His mother, Audra D’Antilio Simpson, praised her son on his 19th birthday in a July Facebook post.

“So proud and lucky to be able to call you my son. [You’re] an old soul and you amaze me every day with all that you enjoy to explore and do,” she wrote. “I am so beyond proud of the man you are becoming.”

She has since taken down her public Facebook page and did not respond to messages seeking comment.

Bickford’s dad, Thomas Bickford, died unexpectedly in March 2018, according to an obituary.

The young suspect played football in high school and was a member of the 2020 Wells High School state championship wrestling team, according to the Portland Press Herald.

Assistant FBI Director Michael Driscoll told reporters the bureau was “trying to determine the nature of this attack,” but there appeared to be no “ongoing” threat.

Authorities were still determining Sunday whether Bickford will face local or federal charges.

At a news conference with Sewell and other law enforcement officials, Adams praised the police handling of the incident.

“These officers responded in an admirable, professional manner,” Adams said.

The attack took place just outside the security zone in Times Square, where thousands gathered for the annual ball drop. Police screened revelers for contraband such as alcohol, large bags and weapons.

The assault on the three cops went down 10 short blocks north and one long block west of the heart of Times Square.

In an earlier incident, about 8:45 p.m., two men were taken into custody after they got into a knife fight at the intersection of W. 42nd St. and Sixth Ave., near Bryant Park, also outside the Times Square security zone.
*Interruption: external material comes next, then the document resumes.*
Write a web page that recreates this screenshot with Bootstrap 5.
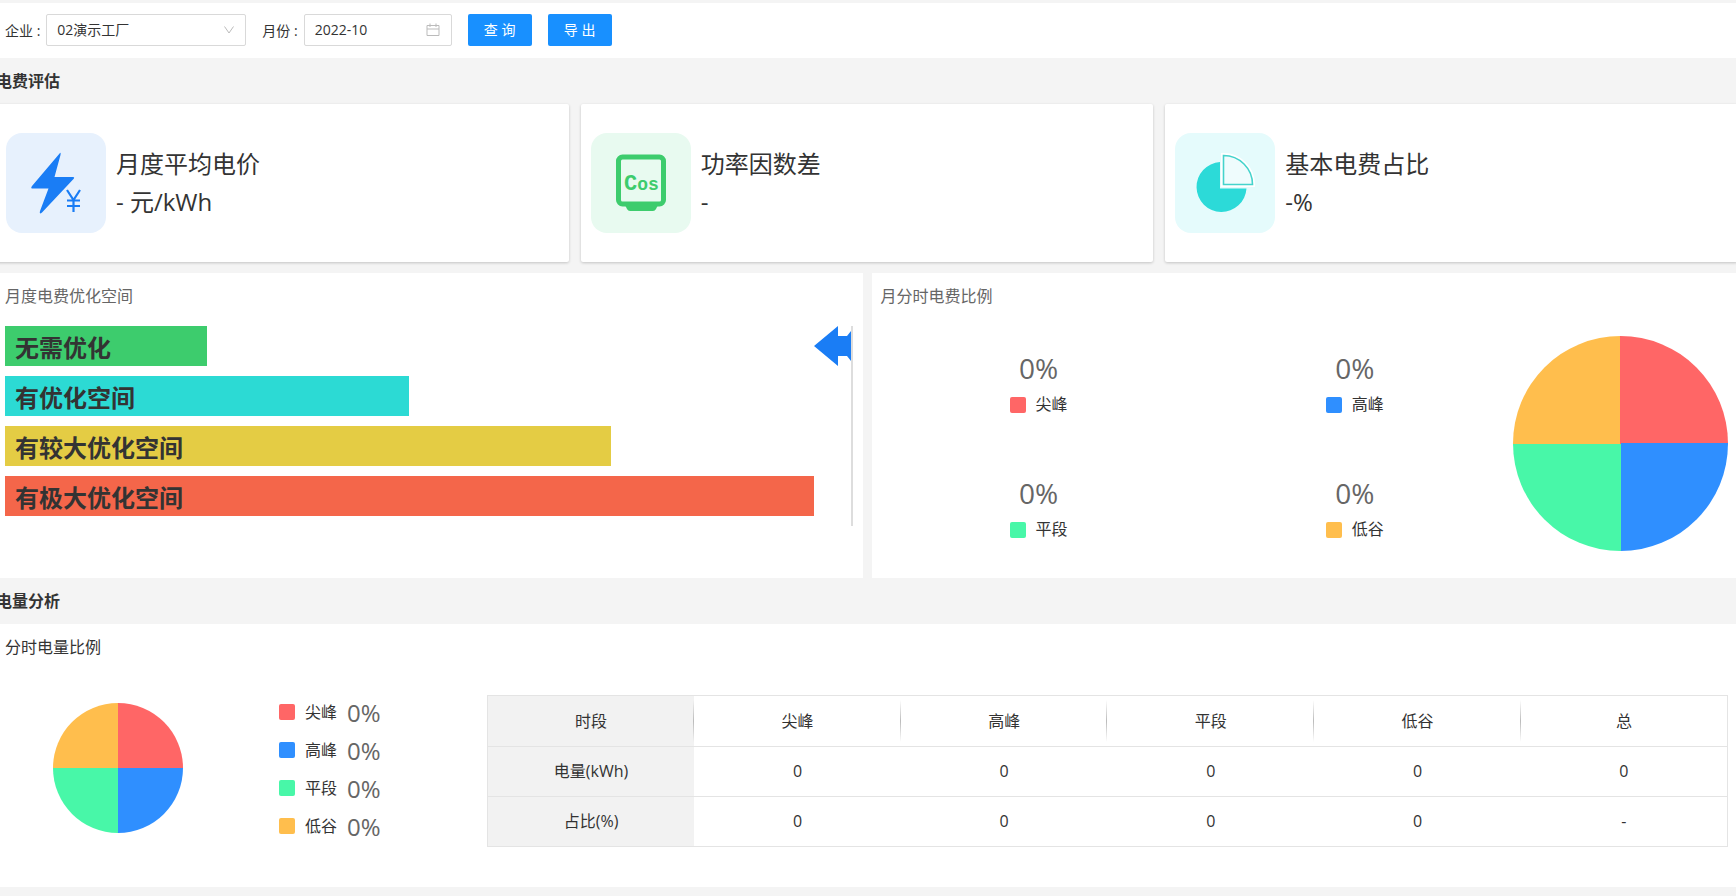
<!DOCTYPE html>
<html lang="zh-CN">
<head>
<meta charset="utf-8">
<meta name="viewport" content="width=device-width, initial-scale=1">
<title>电费评估</title>
<link rel="stylesheet" href="https://cdn.jsdelivr.net/npm/bootstrap@5.3.0/dist/css/bootstrap.min.css">
<style>
:root{--peak:#ff6666;--high:#2f8fff;--flat:#48f7a8;--low:#ffbe4d}
body{background:#f4f4f4;color:#333;font:16px/25px "Open Sans","Noto Sans CJK SC",sans-serif;overflow-x:hidden}
.toolbar{background:#fff;border-top:3px solid #f4f4f4;padding:11px 5px 12px;font-size:14px;column-gap:16px;row-gap:8px}
.toolbar label{margin-right:6px}
.toolbar .form-select,.toolbar .form-control{height:32px;padding:0 10px 1px;font-size:14px;color:#333;border:1px solid #d9d9d9;border-radius:2px;background-color:#fff}
.toolbar .form-select{width:200px;background-image:url("data:image/svg+xml,%3Csvg xmlns='http://www.w3.org/2000/svg' viewBox='0 0 12 12'%3E%3Cpath d='M1.500 2.500 6 9 10.500 2.500' fill='none' stroke='%23bbb'/%3E%3C/svg%3E");background-size:12px 12px;background-position:right 10px center}
.month-box{width:148px}
.month-box svg{position:absolute;right:12px;top:9px;pointer-events:none}
.toolbar .btn{width:64px;height:32px;padding:0 0 1px;font-size:14px;border:0;border-radius:2px;background:#1890ff;color:#fff}
.content-wrap{margin:0 -2px 0 -4px}
.section-title{height:46px;line-height:46px;font-size:16px;font-weight:700;margin:0}
.kpi-row{display:grid;grid-template-columns:repeat(3,1fr);gap:12px;margin-bottom:11px}
.kpi{background:#fff;height:158px;padding:0 10px;gap:10px;border-radius:2px;box-shadow:0 1px 3px rgba(0,0,0,.2);font-size:24px;line-height:38px}
.tile{width:100px;height:100px;border-radius:16px;flex:none}
.tile-blue{background:#e7f1fd}.tile-green{background:#e8faf0}.tile-cyan{background:#e5fbfc}
.cos{font-family:"Liberation Mono",monospace;font-weight:700}
.panel-row{display:grid;grid-template-columns:1fr 1fr;gap:9px}
.panel{background:#fff;padding:11px 10px 10px 9px}
.panel h3{font-size:16px;line-height:25px;font-weight:400;color:#666;margin:0}
.levels{margin-top:17px;border-right:2px solid #ddd;height:200px}
.level{height:40px;line-height:44px;margin-bottom:10px;padding-left:10px;font-size:24px;font-weight:700;white-space:nowrap}
.lv1{background:#3dcc6d}.lv2{background:#2cdad4}.lv3{background:#e4cc44}.lv4{background:#f4664a}
.share{margin-top:9px;height:250px}
.share-grid{display:grid;grid-template:1fr 1fr/1fr 1fr;height:100%}
.share-num{font-size:28px;line-height:48px;color:#666}
.key-row{gap:10px}
.swatch{width:16px;height:16px;border-radius:2px;flex:none}
.c-peak{background:var(--peak)}.c-high{background:var(--high)}.c-flat{background:var(--flat)}.c-low{background:var(--low)}
.pie{border-radius:50%;flex:none;background:conic-gradient(var(--peak) 25%,var(--high) 0 50%,var(--flat) 0 75%,var(--low) 0)}
.pie-lg{width:215px;height:215px}
.pie-sm{width:130px;height:130px;margin:10px 96px 0 48px}
.panel.energy{padding-bottom:40px}
.panel.energy h3{color:#333}
.energy-body{margin-top:33px}
.legend-list{width:208px;flex:none}
.legend-list li{height:38px}
.legend-list b{font-size:24px;font-weight:400;color:#666}
.table-box{padding-top:2px}
.data-table{table-layout:fixed;border:1px solid #e4e4e4;text-align:center;margin:0;color:#333}
.data-table th,.data-table td{height:50px;padding:0;vertical-align:middle;font-weight:400;border-bottom:1px solid #e4e4e4}
.data-table thead th{height:51px}
.data-table tr>:first-child{background-color:#f2f2f2}
.data-table thead th:not(:last-child){background-image:linear-gradient(transparent,#bbb 50%,transparent);background-size:1px 42px;background-position:right center;background-repeat:no-repeat}
</style>
</head>
<body>
<form class="toolbar d-flex flex-wrap align-items-center">
  <div class="d-flex align-items-center">
    <label for="company">企业 :</label>
    <select id="company" class="form-select"><option>02演示工厂</option></select>
  </div>
  <div class="d-flex align-items-center">
    <label for="month">月份 :</label>
    <div class="month-box position-relative">
      <input id="month" type="text" class="form-control" value="2022-10">
      <svg width="14" height="14" viewBox="0 0 14 14" fill="none" stroke="#bbb"><path d="M1 2.500H13V12.500H1ZM1 6H13M4 .5V4M10 .5V4"/></svg>
    </div>
  </div>
  <button type="button" class="btn">查 询</button>
  <button type="button" class="btn">导 出</button>
</form>

<main class="content-wrap">
  <h2 class="section-title">电费评估</h2>
  <div class="kpi-row">
    <div class="kpi d-flex align-items-center">
      <svg class="tile tile-blue" viewBox="0 0 100 100" fill="#1a7df5"><path d="M54 20Q55 19 54.500 22L48.500 44H67Q69 44 67.500 46L36 79.500Q33 82 34 78L42.500 55.500H26Q24.500 55 26 53Z"/><path d="M61 57 67.500 67 74 57M67.500 67V79M61 67.500H74M61 73H74" fill="none" stroke="#1a7df5" stroke-width="2.200"/></svg>
      <div>月度平均电价<br>- 元/kWh</div>
    </div>
    <div class="kpi d-flex align-items-center">
      <svg class="tile tile-green" viewBox="0 0 100 100" fill="#3dcc6d"><rect x="27.500" y="24" width="45" height="47" rx="4" fill="none" stroke="#3dcc6d" stroke-width="5"/><path d="M34 72H67L65 76Q64 78 62 78H39Q37 78 36 76Z"/><text class="cos" x="33" y="57" font-size="22">C<tspan font-size="18">os</tspan></text></svg>
      <div>功率因数差<br>-</div>
    </div>
    <div class="kpi d-flex align-items-center">
      <svg class="tile tile-cyan" viewBox="0 0 100 100"><path d="M45 29A25 25 0 1 0 71.500 55.500H45Z" fill="#2cdad8"/><path d="M48.500 22.500V51.500H77.500A29 29 0 0 0 48.500 22.500Z" fill="#effcfd" stroke="#fff" stroke-width="5"/><path d="M48.500 22.500V51.500H77.500A29 29 0 0 0 48.500 22.500Z" fill="#effcfd" stroke="#45d3cc" stroke-width="1.600"/></svg>
      <div>基本电费占比<br>-%</div>
    </div>
  </div>

  <div class="panel-row">
    <section class="panel">
      <h3>月度电费优化空间</h3>
      <div class="levels d-flex">
        <div class="flex-grow-1">
          <div class="level lv1" style="width:25%">无需优化</div>
          <div class="level lv2" style="width:50%">有优化空间</div>
          <div class="level lv3" style="width:75%">有较大优化空间</div>
          <div class="level lv4" style="width:100%">有极大优化空间</div>
        </div>
        <svg class="flex-shrink-0" width="37" height="40" viewBox="0 0 37 40"><path d="M0 20 24 0V10H33L37 5V35L33 30H24V40Z" fill="#1a7df5"/></svg>
      </div>
    </section>
    <section class="panel">
      <h3>月分时电费比例</h3>
      <div class="share d-flex align-items-center">
        <div class="share-grid flex-grow-1 text-center">
          <div class="align-self-center"><div class="share-num">0%</div><div class="key-row d-flex justify-content-center align-items-center"><i class="swatch c-peak"></i><span>尖峰</span></div></div>
          <div class="align-self-center"><div class="share-num">0%</div><div class="key-row d-flex justify-content-center align-items-center"><i class="swatch c-high"></i><span>高峰</span></div></div>
          <div class="align-self-center"><div class="share-num">0%</div><div class="key-row d-flex justify-content-center align-items-center"><i class="swatch c-flat"></i><span>平段</span></div></div>
          <div class="align-self-center"><div class="share-num">0%</div><div class="key-row d-flex justify-content-center align-items-center"><i class="swatch c-low"></i><span>低谷</span></div></div>
        </div>
        <div class="pie pie-lg"></div>
      </div>
    </section>
  </div>

  <h2 class="section-title">电量分析</h2>
  <section class="panel energy">
    <h3>分时电量比例</h3>
    <div class="energy-body d-flex align-items-start">
      <div class="pie pie-sm"></div>
      <ul class="legend-list list-unstyled m-0">
        <li class="key-row d-flex align-items-center"><i class="swatch c-peak"></i><span>尖峰</span><b>0%</b></li>
        <li class="key-row d-flex align-items-center"><i class="swatch c-high"></i><span>高峰</span><b>0%</b></li>
        <li class="key-row d-flex align-items-center"><i class="swatch c-flat"></i><span>平段</span><b>0%</b></li>
        <li class="key-row d-flex align-items-center"><i class="swatch c-low"></i><span>低谷</span><b>0%</b></li>
      </ul>
      <div class="table-box flex-grow-1">
        <table class="data-table w-100">
          <thead><tr><th scope="col">时段</th><th scope="col">尖峰</th><th scope="col">高峰</th><th scope="col">平段</th><th scope="col">低谷</th><th scope="col">总</th></tr></thead>
          <tbody>
            <tr><th scope="row">电量(kWh)</th><td>0</td><td>0</td><td>0</td><td>0</td><td>0</td></tr>
            <tr><th scope="row">占比(%)</th><td>0</td><td>0</td><td>0</td><td>0</td><td>-</td></tr>
          </tbody>
        </table>
      </div>
    </div>
  </section>
</main>
<script src="https://cdn.jsdelivr.net/npm/bootstrap@5.3.0/dist/js/bootstrap.bundle.min.js"></script>
</body>
</html>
One of the men was taken to Bellevue Hospital.

Times Square was targeted for a terrorist attack in May 2010, when a Pakistani immigrant tried to detonate a car bomb in the Crossroads of the World. The bomb never went off, and Faisal Shahzad was sentenced to life in prison.

In December 2017, Akayed Ullah, who dreamed of martyring himself for ISIS, tried to set off a homemade bomb in the underground passageway between the Times Square subway station and the Port Authority Bus Terminal. No one was killed, and he, too, was ultimately sentenced to life in prison.

Also in 2017, accused white supremacist James Harris Jackson killed a random Black man, Timothy Caughman, with a sword in Times Square, later telling police the slaying was “practice” for a racist killing spree. Jackson, who was charged with murder as an act of terror, is serving a life sentence in state prison.